--- Start Recorded data ---
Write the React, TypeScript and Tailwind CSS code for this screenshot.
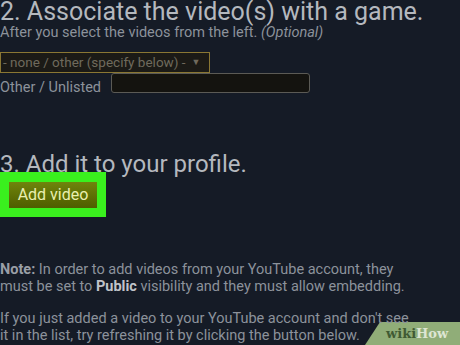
import React from "react";

export default function App() {
  return (
    <div
      className="relative w-[460px] h-[345px] overflow-hidden bg-[#151b26] text-[#8c929b]"
      style={{ fontFamily: "Roboto, 'Liberation Sans', sans-serif" }}
    >
      <h1 className="text-[25px] leading-[25px] text-[#b4b8be] mt-[-1px] whitespace-nowrap">
        2. Associate the video(s) with a game.
      </h1>
      <p className="text-[14.5px] leading-[16px] mt-[1px] whitespace-nowrap">
        After you select the videos from the left. <i>(Optional)</i>
      </p>
      <div className="mt-[11px] w-[210px] h-[21px] border border-[#8a7733] bg-[#1b1a16] text-[#6f6a5d] text-[13.5px] leading-[19px] pl-[2px] flex items-center gap-[6px] whitespace-nowrap">
        <span>- none / other (specify below) -</span>
        <span className="text-[9px]">▼</span>
      </div>
      <div className="flex items-start gap-[10px]">
        <span className="text-[14.5px] leading-[16px] whitespace-nowrap mt-[7px]">Other / Unlisted</span>
        <div className="w-[199px] h-[20px] border border-[#5b5a55] rounded-[3px] bg-[#14130f]" />
      </div>
      <h2 className="text-[24px] leading-[24px] text-[#b4b8be] mt-[56px] whitespace-nowrap">
        3. Add it to your profile.
      </h2>
      <div className="mt-[-4px] w-[106px] h-[45px] bg-[#3af01e] pl-[9px] pt-[10px]">
        <div className="w-[88px] h-[26px] bg-gradient-to-b from-[#6f840c] to-[#4f5e00] text-[#e9efb0] text-[16px] flex items-center justify-center">
          Add video
        </div>
      </div>
      <div className="relative z-10 text-[14.5px] leading-[17px] mt-[44px] whitespace-nowrap">
        <p>
          <b className="text-[#9a9fa6]">Note:</b> In order to add videos from your YouTube account, they
        </p>
        <p>
          must be set to <b className="text-[#c0c4c9]">Public</b> visibility and they must allow embedding.
        </p>
        <p className="mt-[15px]">If you just added a video to your YouTube account and don't see</p>
        <p>it in the list, try refreshing it by clicking the button below.</p>
      </div>
      <div className="absolute right-0 bottom-0 w-[95px] h-[23px]">
        <svg width="95" height="23" className="absolute inset-0">
          <polygon points="15,0 95,0 95,23 0,23" fill="#90ad78" />
        </svg>
        <div
          className="absolute left-[21px] bottom-[5px] text-[13px] leading-[13px] font-bold"
          style={{ fontFamily: "'DejaVu Serif', 'Liberation Serif', serif" }}
        >
          <span className="text-[#3f5a33]">wiki</span>
          <span className="text-[#dde6d3]">How</span>
        </div>
      </div>
    </div>
  );
}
--- End Recorded data ---
◆ What you have to do
Look at the listing and set down only the lines from its start through the line with "import React from", word for word and without pictures.

◆ The solution
Write the React, TypeScript and Tailwind CSS code for this screenshot.
import React from "react";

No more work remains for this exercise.